Sustentável é o novo gourmet
No mundo gastronômico, está na moda falar em sustentabilidade. Por um lado, é ótimo: precisamos MESMO ter noção da onde vem e como é produzida nossa comida para podermos fazer escolhas conscientes. Por outro lado, porém, isso se tornou um cacoete pseudohispter: a maior parte das pessoas, inclusive aquelas que dizem ter estabelecimentos sustentáveis, não sabem do que sustentabilidade se trata.
Sustentável é o novo gourmet.
Restaurantes, lanchonetes, bares e afins são, em seu cerne, nada sustentáveis: há perda de insumos em cada pré-preparo (colocar no padrão da cozinha, usar apenas uma parte dos legumes e verduras…), desperdício de comida (o que sobra nos pratos, o que foi feito porém não vendido…), grande uso de água, menus que utilizam os mesmos ingredientes o ano todo (e quando não se segue a sazonalidade, o mundo vegetal precisa de muito mais água/hora-homem e, muitas vezes, agrotóxicos para crescer), grande produção de lixo… e a lista segue.
Então como tornar um restaurante menos insustentável? Aí é que entra a trabalheira. Uma imensa e louvável trabalheira.
Para ostentar esse 'título', o estabelecimento teria que comprar a maior parte dos insumos de pequenos produtores locais (o que evita grandes trajetos de caminhão/avião e ajuda a economia da região), primar por ingredientes orgânicos (com ou sem selo) ou com o mínimo uso de defensivos (que, como sabemos, envenenam terra, rios, mares e pessoas), oferecer poucos alimentos de origem animal (para entender a razão, clique aqui) e, quando oferecer, que sejam provenientes de animais criados soltos (bem estar animal está intimamente ligado a sustentabilidade), ter composteira de lixo orgânico, disponibilizar água filtrada para os clientes (você já imaginou a quantidade de água usada para a produção de cada garrafa de plástico? Isso sem contar a poluição gerada por elas)… e a lista segue.
Ou seja: muita gente diz fazer e quase ninguém faz de fato.
Diz fazer porque, sim, pensar no impacto global da cadeia de produção e distribuição de alimento é crucial. Quase ninguém faz porque é uma atividade desgastante, diária e é preciso talento: criar dezenas pratos, todos os anos, usando os ingredientes disponíveis em cada época é desafiador e tira muito cozinheiro da doce zona de conforto tomate-filé mignon-salmão-abobrinha.
Dois restaurantes, ambos em São Paulo, merecem todo meu respeito em se tratando de levar o conceito e prática de sustentabilidade para a gastronomia: Enoteca Saint VinSaint e Corrutela.

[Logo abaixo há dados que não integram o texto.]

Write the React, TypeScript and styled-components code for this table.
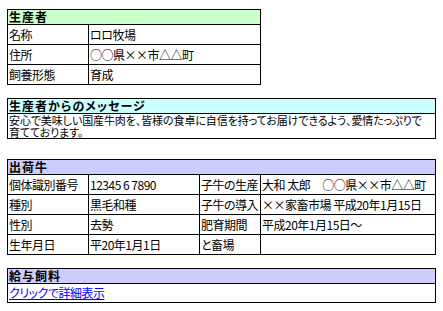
import React from "react";
import styled, { createGlobalStyle } from "styled-components";

const Global = createGlobalStyle`
  html, body { margin: 0; padding: 0; background: #fff; }
  body {
    font-family: "Noto Sans CJK JP", "Noto Sans", sans-serif;
    font-size: 12px;
    color: #000;
  }
`;

const Page = styled.div`
  padding: 9px 0 0 7px;
  display: flex;
  flex-direction: column;
  align-items: flex-start;
`;

const Table = styled.table<{ $w: number; $mb: number }>`
  border-collapse: collapse;
  width: ${(p) => p.$w}px;
  margin-bottom: ${(p) => p.$mb}px;
  table-layout: fixed;
  font-feature-settings: "palt";
`;

const HeadCell = styled.th<{ $bg: string }>`
  background: ${(p) => p.$bg};
  border: 1px solid #000;
  height: 14px;
  padding: 0 1px;
  text-align: left;
  font-weight: bold;
  font-size: 12px;
  line-height: 12px;
  letter-spacing: 1px;
`;

const Cell = styled.td<{ $h?: number }>`
  border: 1px solid #000;
  height: ${(p) => p.$h ?? 19}px;
  padding: 0 1px;
  font-size: 12px;
  line-height: 12px;
  letter-spacing: -0.5px;
  white-space: nowrap;
  overflow: hidden;
  vertical-align: middle;
`;

const MsgCell = styled.td`
  border: 1px solid #000;
  height: 24px;
  padding: 0 1px;
  font-size: 11px;
  line-height: 12px;
  letter-spacing: -0.1px;
  white-space: nowrap;
  vertical-align: middle;
`;

const MsgLine = styled.div`
  height: 12px;
  line-height: 12px;
`;

const Gap = styled.span`
  display: inline-block;
  width: 12px;
`;

const Link = styled.a`
  color: #0000ff;
  text-decoration: underline;
`;

export default function App() {
  return (
    <>
      <Global />
      <Page>
        <Table $w={254} $mb={13}>
          <colgroup>
            <col style={{ width: 81 }} />
            <col />
          </colgroup>
          <thead>
            <tr>
              <HeadCell colSpan={2} $bg="#ccffcc">生産者</HeadCell>
            </tr>
          </thead>
          <tbody>
            <tr>
              <Cell>名称</Cell>
              <Cell>ロロ牧場</Cell>
            </tr>
            <tr>
              <Cell>住所</Cell>
              <Cell>○○県××市△△町</Cell>
            </tr>
            <tr>
              <Cell>飼養形態</Cell>
              <Cell>育成</Cell>
            </tr>
          </tbody>
        </Table>

        <Table $w={429} $mb={20}>
          <thead>
            <tr>
              <HeadCell $bg="#ccffff">生産者からのメッセージ</HeadCell>
            </tr>
          </thead>
          <tbody>
            <tr>
              <MsgCell>
                <MsgLine>
                  安心で美味しい国産牛肉を、皆様の食卓に自信を持ってお届けできるよう、愛情たっぷりで
                </MsgLine>
                <MsgLine>育てております。</MsgLine>
              </MsgCell>
            </tr>
          </tbody>
        </Table>

        <Table $w={429} $mb={13}>
          <colgroup>
            <col style={{ width: 81 }} />
            <col style={{ width: 111 }} />
            <col style={{ width: 61 }} />
            <col />
          </colgroup>
          <thead>
            <tr>
              <HeadCell colSpan={4} $bg="#ccccff">出荷牛</HeadCell>
            </tr>
          </thead>
          <tbody>
            <tr>
              <Cell>個体識別番号</Cell>
              <Cell>12345 6 7890</Cell>
              <Cell>子牛の生産</Cell>
              <Cell>
                大和 太郎<Gap />○○県××市△△町
              </Cell>
            </tr>
            <tr>
              <Cell>種別</Cell>
              <Cell>黒毛和種</Cell>
              <Cell>子牛の導入</Cell>
              <Cell>××家畜市場 平成20年1月15日</Cell>
            </tr>
            <tr>
              <Cell>性別</Cell>
              <Cell>去勢</Cell>
              <Cell>肥育期間</Cell>
              <Cell>平成20年1月15日～</Cell>
            </tr>
            <tr>
              <Cell>生年月日</Cell>
              <Cell>平20年1月1日</Cell>
              <Cell>と畜場</Cell>
              <Cell></Cell>
            </tr>
          </tbody>
        </Table>

        <Table $w={429} $mb={0}>
          <thead>
            <tr>
              <HeadCell $bg="#ccccff">給与飼料</HeadCell>
            </tr>
          </thead>
          <tbody>
            <tr>
              <Cell $h={18}>
                <Link href="#">クリックで詳細表示</Link>
              </Cell>
            </tr>
          </tbody>
        </Table>
      </Page>
    </>
  );
}
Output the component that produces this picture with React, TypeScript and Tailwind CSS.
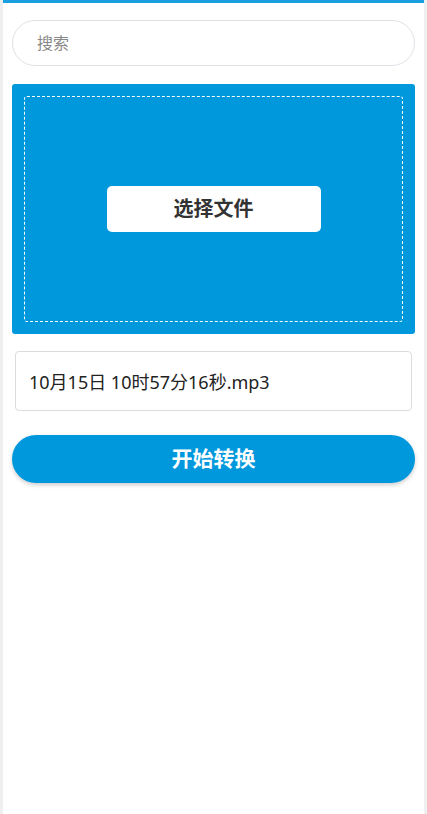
import React from "react";

export default function App() {
  const font = { fontFamily: '"Noto Sans", "Noto Sans CJK SC", sans-serif' };
  return (
    <div className="min-h-[814px] w-[427px] bg-[#efefef] px-[3px]" style={font}>
      <div className="min-h-[814px] bg-white">
        <div className="h-[3px] bg-[#1aa0e0]" />
        <div className="px-[9px] pt-[17px]">
          <div className="flex h-[46px] items-center rounded-full border border-[#dde1e6] pl-[24px] text-[16px] text-[#888]">
            搜索
          </div>
          <div className="mt-[18px] h-[250px] rounded-[3px] bg-[#0098dd] p-[12px]">
            <div className="flex h-full items-center justify-center rounded-[3px] border border-dashed border-white">
              <div className="flex h-[46px] w-[214px] items-center justify-center rounded-[5px] bg-white text-[20px] font-bold text-[#333]">
                选择文件
              </div>
            </div>
          </div>
          <div className="mx-[3px] mt-[17px] flex h-[60px] items-center rounded-[4px] border border-[#dcdcdc] pl-[13px] pt-[2px] text-[18px] text-[#222]">
            10月15日 10时57分16秒.mp3
          </div>
          <div className="mt-[24px] flex h-[48px] items-center justify-center rounded-full bg-[#0098dd] text-[21px] font-bold text-white shadow-[0_2px_4px_rgba(0,0,0,0.2)]">
            开始转换
          </div>
        </div>
      </div>
    </div>
  );
}
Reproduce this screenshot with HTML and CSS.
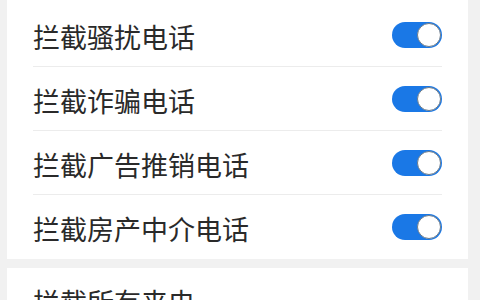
FILE: index.html
```html
<!DOCTYPE html>
<html lang="zh-CN">
<head>
<meta charset="utf-8">
<title>来电拦截</title>
<link rel="stylesheet" href="styles.css">
</head>
<body>
<div class="page">
  <section class="card card-first">
    <div class="row"><span class="label">拦截骚扰电话</span><span class="switch on"><span class="knob"></span></span></div>
    <div class="row"><span class="label">拦截诈骗电话</span><span class="switch on"><span class="knob"></span></span></div>
    <div class="row"><span class="label">拦截广告推销电话</span><span class="switch on"><span class="knob"></span></span></div>
    <div class="row last"><span class="label">拦截房产中介电话</span><span class="switch on"><span class="knob"></span></span></div>
  </section>
  <section class="card">
    <div class="row last"><span class="label">拦截所有来电</span></div>
  </section>
</div>
</body>
</html>
```

FILE: styles.css
```css
html, body {
  margin: 0;
  padding: 0;
  background: #f1f1f1;
}
body {
  font-family: "Noto Sans CJK SC", "Noto Sans", sans-serif;
  color: #2a2a2a;
  overflow: hidden;
}
.page {
  display: flex;
  flex-direction: column;
  gap: 9px;
  margin: 0 12px 0 7px;
}
.card {
  background: #ffffff;
  display: flex;
  flex-direction: column;
  padding: 0 26px;
}
.card-first {
  padding-top: 3px;
}
.row {
  height: 63px;
  display: flex;
  align-items: center;
  justify-content: space-between;
  border-bottom: 1px solid #ececec;
}
.row.last {
  height: 64px;
  border-bottom: none;
}
.label {
  font-size: 27px;
  line-height: 1;
  padding-top: 3px;
}
.switch {
  width: 50px;
  height: 26px;
  border-radius: 13px;
  background: #1a78e6;
  display: flex;
  align-items: center;
  justify-content: flex-end;
  padding: 0 1px;
  box-sizing: border-box;
}
.knob {
  width: 24px;
  height: 24px;
  border-radius: 50%;
  background: #ffffff;
  box-sizing: border-box;
  border: 1.5px solid #6f7c88;
}
```
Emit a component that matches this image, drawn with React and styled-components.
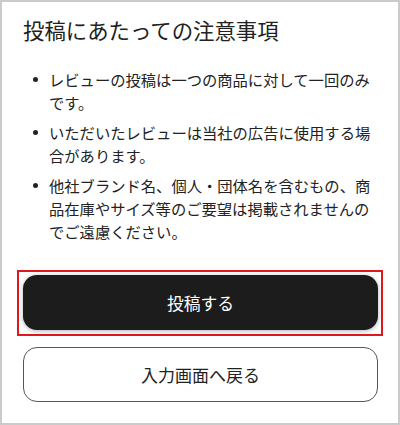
import React from 'react';
import styled, { createGlobalStyle } from 'styled-components';

// 페이지 기본 스타일
const GlobalStyle = createGlobalStyle`
  html, body {
    margin: 0;
    padding: 0;
    background: #ffffff;
  }
  body {
    font-family: 'Noto Sans CJK JP', 'Noto Sans', sans-serif;
    color: #222222;
  }
`;

// 전체 프레임 (회색 테두리)
const Frame = styled.div`
  box-sizing: border-box;
  width: 400px;
  height: 425px;
  border: 2px solid #cbcbcb;
  padding: 13px 20px 0 21px;
  display: flex;
  flex-direction: column;
  background: #ffffff;
`;

const Title = styled.h2`
  margin: 0;
  font-size: 21.4px;
  font-weight: 400;
  line-height: 30px;
  letter-spacing: 0;
  color: #222222;
`;

const List = styled.ul`
  list-style: none;
  margin: 23px 0 0;
  padding: 0;
  display: flex;
  flex-direction: column;
  gap: 7px;
`;

const Item = styled.li`
  display: flex;
  font-size: 15.3px;
  line-height: 23px;
  color: #222222;
`;

// 글머리 점
const Dot = styled.span`
  flex: 0 0 26px;
  height: 23px;
  display: flex;
  align-items: center;

  &::before {
    content: '';
    width: 5px;
    height: 5px;
    margin-left: 10px;
    border-radius: 50%;
    background: #222222;
  }
`;

const ItemText = styled.span`
  flex: 1;
`;

const Actions = styled.div`
  margin-top: 27px;
  display: flex;
  flex-direction: column;
  gap: 11px;
`;

// 빨간 강조 테두리
const Highlight = styled.div`
  margin: 0 -5px 0 -6px;
  padding: 3px 3px 4px 4px;
  border: 2px solid #e0171f;
`;

const Button = styled.button`
  box-sizing: border-box;
  width: 100%;
  height: 55px;
  border-radius: 14px;
  font-family: 'Noto Sans CJK JP', 'Noto Sans', sans-serif;
  font-size: ${(p) => (p.$primary ? '16.8px' : '17px')};
  font-weight: 400;
  cursor: pointer;
  display: flex;
  align-items: center;
  justify-content: center;
  background: ${(p) => (p.$primary ? '#1c1c1c' : '#ffffff')};
  color: ${(p) => (p.$primary ? '#ffffff' : '#222222')};
  border: ${(p) => (p.$primary ? 'none' : '1.5px solid #555555')};
  box-shadow: ${(p) => (p.$primary ? '0 1px 5px rgba(0, 0, 0, 0.3)' : 'none')};
  padding: 0;
`;

const notes = [
  'レビューの投稿は一つの商品に対して一回のみです。',
  'いただいたレビューは当社の広告に使用する場合があります。',
  '他社ブランド名、個人・団体名を含むもの、商品在庫やサイズ等のご要望は掲載されませんのでご遠慮ください。',
];

const App = () => (
  <>
    <GlobalStyle />
    <Frame>
      <Title>投稿にあたっての注意事項</Title>
      <List>
        {notes.map((n) => (
          <Item key={n}>
            <Dot />
            <ItemText>{n}</ItemText>
          </Item>
        ))}
      </List>
      <Actions>
        <Highlight>
          <Button $primary>投稿する</Button>
        </Highlight>
        <Button>入力画面へ戻る</Button>
      </Actions>
    </Frame>
  </>
);

export default App;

Um, acabou de fazer dez anos.
O outro, acaba de ser inaugurado.
Sob o comando da nutricionista e sommeliére Lis Cereja, a Enoteca tem carta exclusiva de vinhos naturais (ela é uma das maiores especialistas no tema no Brasil), 100% dos ingredientes são orgânicos e sazonais – muitos deles, como ovos, verduras e leite de cabra produzimos em sua chácara -, o desperdício zero é um alvo constante (há pão, por exemplo, que leva borra de café e o nhoque de abóbora usa casca, polpa e sementes) e grande parte do que é servido vem do reino vegetal. Para tirar qualquer dúvida dos clientes, um quadro, bem no meio do salão, expõe o nome de cada item com o seu devido produtor.
O novíssimo Corrutela, com o chef Cesar Costa a frente da cozinha e do conceito, tem seu próprio moinho de trigo, cacau e milho, que se transformam em pães fragrantes e primorosos, chocolate usado nas sobremesas e polenta que mantém a alma do grão. O cardápio tem itens alterados semanalmente, de acordo com a oferta de insumos. Todo o lixo orgânico da cozinha vai para uma composteira exposta no salão. Os fornecedores são, em sua maioria, pequenos e, muitos, orgânicos.
E ambos os restaurantes tem algo essencial: ótima comida.